Le principali feste prima dell’ultimo conflitto mondiale a San Salvo erano dedicate a San Vitale, San Rocco, San Vito e Sant’Antonio da Padova; culminavano con solenni e affollate processioni, grandi concerti bandistici, fuochi d’artificio. Non mancavano le nocciole, i lupini in salamoia, i semi di zucca, le carrube (suscéll), la riffa (la rreff) , il tiro a segno, il gioco delle tre carte, il tiro alla fune, la corsa degli asini, la porchetta sulla bancarella.
Girava tra la folla festante, una donna con un pappagallo dentro una gabbietta, che estraeva il pianeta della fortuna.
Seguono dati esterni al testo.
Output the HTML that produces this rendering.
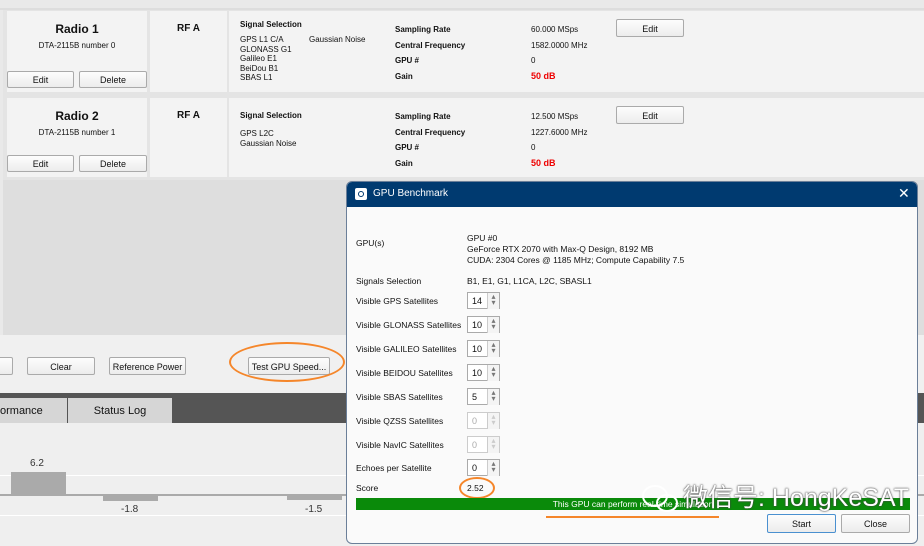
<!DOCTYPE html>
<html><head><meta charset="utf-8"><style>
*{box-sizing:border-box;margin:0;padding:0}
body{width:924px;height:546px;overflow:hidden;background:#e9e9e9;font-family:"Liberation Sans",sans-serif;position:relative;font-size:9px;color:#111}
.a{position:absolute}
.cell{position:absolute;background:#f3f3f3}
.btn{position:absolute;background:linear-gradient(#fdfdfd,#ececec);border:1px solid #aaa;border-radius:2px;text-align:center;font-size:9px;color:#111}
b{font-weight:bold}
.lbl{position:absolute;font-size:8.5px}
.spin{position:absolute;width:33px;height:17px;border:1px solid #aaa;background:#fff;font-size:9px;padding:3px 0 0 4px}
.spin:after{content:"▴\A▾";white-space:pre;line-height:6px;font-size:8px;color:#777;text-align:center;padding-top:1px;position:absolute;right:0;top:0;width:11px;height:15px;border-left:1px solid #ccc;background:#f4f4f4}
.dis{color:#aaa;border-color:#ccc}
.dis:after{color:#ccc}
</style></head><body>
<div class="a" style="left:0;top:8px;width:924px;height:2px;background:#ddd"></div>
<div class="a" style="left:3px;top:10px;width:921px;height:170px;background:#e4e4e4"></div>
<!-- row1 -->
<div class="cell" style="left:7px;top:11px;width:140px;height:81px"></div>
<div class="cell" style="left:150px;top:11px;width:77px;height:81px"></div>
<div class="cell" style="left:229px;top:11px;width:695px;height:81px"></div>
<div class="a" style="left:7px;top:22px;width:140px;text-align:center;font-size:12px;font-weight:bold">Radio 1</div>
<div class="a" style="left:7px;top:41px;width:140px;text-align:center;font-size:8px">DTA-2115B number 0</div>
<div class="btn" style="left:7px;top:71px;width:67px;height:17px;padding-top:3px">Edit</div>
<div class="btn" style="left:79px;top:71px;width:68px;height:17px;padding-top:3px">Delete</div>
<div class="a" style="left:150px;top:23px;width:77px;text-align:center;font-size:10px;font-weight:bold">RF A</div>
<div class="a" style="left:240px;top:20px;font-size:8px;font-weight:bold">Signal Selection</div>
<div class="a" style="left:240px;top:35px;font-size:8px;line-height:9.5px">GPS L1 C/A<br>GLONASS G1<br>Galileo E1<br>BeiDou B1<br>SBAS L1</div>
<div class="a" style="left:309px;top:35px;font-size:8px">Gaussian Noise</div>
<div class="a" style="left:395px;top:22px;font-size:8px;font-weight:bold;line-height:15.5px">Sampling Rate<br>Central Frequency<br>GPU #<br>Gain</div>
<div class="a" style="left:531px;top:22px;font-size:8px;line-height:15.5px">60.000 MSps<br>1582.0000 MHz<br>0<br><b style="color:#e00;font-size:9px">50 dB</b></div>
<div class="btn" style="left:616px;top:19px;width:68px;height:18px;padding-top:4px">Edit</div>
<!-- row2 -->
<div class="cell" style="left:7px;top:98px;width:140px;height:79px"></div>
<div class="cell" style="left:150px;top:98px;width:77px;height:79px"></div>
<div class="cell" style="left:229px;top:98px;width:695px;height:79px"></div>
<div class="a" style="left:7px;top:109px;width:140px;text-align:center;font-size:12px;font-weight:bold">Radio 2</div>
<div class="a" style="left:7px;top:128px;width:140px;text-align:center;font-size:8px">DTA-2115B number 1</div>
<div class="btn" style="left:7px;top:155px;width:67px;height:17px;padding-top:3px">Edit</div>
<div class="btn" style="left:79px;top:155px;width:68px;height:17px;padding-top:3px">Delete</div>
<div class="a" style="left:150px;top:110px;width:77px;text-align:center;font-size:10px;font-weight:bold">RF A</div>
<div class="a" style="left:240px;top:111px;font-size:8px;font-weight:bold">Signal Selection</div>
<div class="a" style="left:240px;top:129px;font-size:8px;line-height:9.5px">GPS L2C<br>Gaussian Noise</div>
<div class="a" style="left:395px;top:109px;font-size:8px;font-weight:bold;line-height:15.5px">Sampling Rate<br>Central Frequency<br>GPU #<br>Gain</div>
<div class="a" style="left:531px;top:109px;font-size:8px;line-height:15.5px">12.500 MSps<br>1227.6000 MHz<br>0<br><b style="color:#e00;font-size:9px">50 dB</b></div>
<div class="btn" style="left:616px;top:106px;width:68px;height:18px;padding-top:4px">Edit</div>
<!-- grey area -->
<div class="a" style="left:3px;top:180px;width:921px;height:155px;background:#dedede"></div>
<div class="a" style="left:0;top:335px;width:924px;height:58px;background:#f0f0f0"></div>
<div class="btn" style="left:-5px;top:357px;width:18px;height:18px"></div>
<div class="btn" style="left:27px;top:357px;width:68px;height:18px;padding-top:4px">Clear</div>
<div class="btn" style="left:109px;top:357px;width:77px;height:18px;padding-top:4px">Reference Power</div>
<div class="btn" style="left:248px;top:357px;width:82px;height:18px;padding-top:4px">Test GPU Speed...</div>
<div class="a" style="left:229px;top:342px;width:116px;height:40px;border:2px solid #f5862a;border-radius:50%"></div>
<div class="a" style="left:0;top:393px;width:924px;height:30px;background:#555"></div>
<div class="a" style="left:0;top:398px;width:67px;height:25px;background:#d6d6d6;font-size:11px;padding:7px 0 0 0">ormance</div>
<div class="a" style="left:68px;top:398px;width:104px;height:25px;background:#d6d6d6;font-size:11px;text-align:center;padding-top:7px">Status Log</div>
<div class="a" style="left:0;top:423px;width:924px;height:123px;background:#efefef"></div>
<div class="a" style="left:0;top:475px;width:924px;height:1px;background:#fff"></div>
<div class="a" style="left:0;top:515px;width:924px;height:1px;background:#fff"></div>
<div class="a" style="left:0;top:494px;width:924px;height:2px;background:#aaa"></div>
<div class="a" style="left:11px;top:472px;width:55px;height:22px;background:#aaa"></div>
<div class="a" style="left:30px;top:458px;font-size:10px;color:#333">6.2</div>
<div class="a" style="left:103px;top:495px;width:55px;height:6px;background:#aaa"></div>
<div class="a" style="left:121px;top:504px;font-size:10px;color:#333">-1.8</div>
<div class="a" style="left:287px;top:495px;width:55px;height:5px;background:#aaa"></div>
<div class="a" style="left:305px;top:504px;font-size:10px;color:#333">-1.5</div>
<!-- dialog -->
<div class="a" style="left:346px;top:181px;width:572px;height:363px;background:#fafafa;border:1px solid #6b7f99;border-radius:6px;overflow:hidden">
<div class="a" style="left:0;top:0;width:572px;height:25px;background:#003a70"></div>
<div class="a" style="left:8px;top:6px;width:12px;height:12px;background:#fff;border-radius:2px"></div>
<div class="a" style="left:11px;top:9px;width:6px;height:6px;border:1.5px solid #003a70;border-radius:50%"></div>
<div class="a" style="left:26px;top:6px;color:#fff;font-size:10px">GPU Benchmark</div>
<div class="a" style="left:551px;top:3px;color:#fff;font-size:14px">✕</div>
</div>
<div class="lbl" style="left:356px;top:238px">GPU(s)</div>
<div class="lbl" style="left:467px;top:233px;line-height:11px">GPU #0<br>GeForce RTX 2070 with Max-Q Design, 8192 MB<br>CUDA: 2304 Cores @ 1185 MHz; Compute Capability 7.5</div>
<div class="lbl" style="left:356px;top:276px">Signals Selection</div>
<div class="lbl" style="left:467px;top:276px">B1, E1, G1, L1CA, L2C, SBASL1</div>
<div class="lbl" style="left:356px;top:296px">Visible GPS Satellites</div><div class="spin" style="left:467px;top:292px">14</div>
<div class="lbl" style="left:356px;top:320px">Visible GLONASS Satellites</div><div class="spin" style="left:467px;top:316px">10</div>
<div class="lbl" style="left:356px;top:344px">Visible GALILEO Satellites</div><div class="spin" style="left:467px;top:340px">10</div>
<div class="lbl" style="left:356px;top:368px">Visible BEIDOU Satellites</div><div class="spin" style="left:467px;top:364px">10</div>
<div class="lbl" style="left:356px;top:392px">Visible SBAS Satellites</div><div class="spin" style="left:467px;top:388px">5</div>
<div class="lbl" style="left:356px;top:416px">Visible QZSS Satellites</div><div class="spin dis" style="left:467px;top:412px">0</div>
<div class="lbl" style="left:356px;top:440px">Visible NavIC Satellites</div><div class="spin dis" style="left:467px;top:436px">0</div>
<div class="lbl" style="left:356px;top:463px">Echoes per Satellite</div><div class="spin" style="left:467px;top:459px">0</div>
<div class="lbl" style="left:356px;top:483px">Score</div>
<div class="lbl" style="left:467px;top:483px">2.52</div>
<div class="a" style="left:459px;top:477px;width:36px;height:22px;border:2px solid #f5862a;border-radius:50%"></div>
<div class="a" style="left:356px;top:498px;width:554px;height:12px;background:#0a8a0a;color:#fff;font-size:8.5px;text-align:center;padding-top:1px">This GPU can perform real-time simulation</div>
<div class="a" style="left:546px;top:516px;width:173px;height:2px;background:#f5862a"></div>
<svg class="a" style="left:640px;top:484px" width="42" height="30" viewBox="0 0 42 30"><ellipse cx="15" cy="12" rx="12" ry="10" fill="none" stroke="#fff" stroke-width="2"/><ellipse cx="27" cy="19" rx="10" ry="8" fill="none" stroke="#fff" stroke-width="2"/></svg>
<div class="a" style="left:683px;top:483px;font-size:25px;line-height:30px;color:#fff;text-shadow:0 0 2px #444,0 0 1px #444;font-family:'Liberation Sans','Noto Sans CJK SC',sans-serif;white-space:nowrap">微信号: HongKeSAT</div>
<div class="btn" style="left:767px;top:514px;width:69px;height:19px;padding-top:4px;border-color:#4a90d0">Start</div>
<div class="btn" style="left:841px;top:514px;width:69px;height:19px;padding-top:4px">Close</div>
</body></html>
Da Casalbordino veniva zà Mariannene ( Mariannina) una donna anziana, alta e robusta; fu lei a far assaporare il primo gelato ai Salvanesi; frantumava a colpi forti di martello, i grossi blocchi di ghiaccio che la ditta “Perrozzi” le portava da Vasto.
Tutt’intorno un nugolo vociante di ragazzi si buttava a terra per raccogliere le scaglie cadute dal tritaghiaccio a manovella. Zà Mariannene lasciava correre, in modo da farsi aiutare a girare la pesante manovella. Il gelato aveva una consistenza troppo acquosa; si scioglieva subito. I gusti erano solo due : crema al latte e crema al cioccolato (cioccolato si fa per dire; qualche cucchiaiata di cacao. C’erano i coni da 5 lire per i bambini, da 10 lire per gli adulti. Zà Mariannene per attirare l’attenzione della gente si metteva a urlare: ” Gelàtti gelàtti, crem’e ciccolàtti!” (Gelati! Gelati! Alla crema e al cioccolato!). I gelati li compravano pochi. I soldi non circolavano.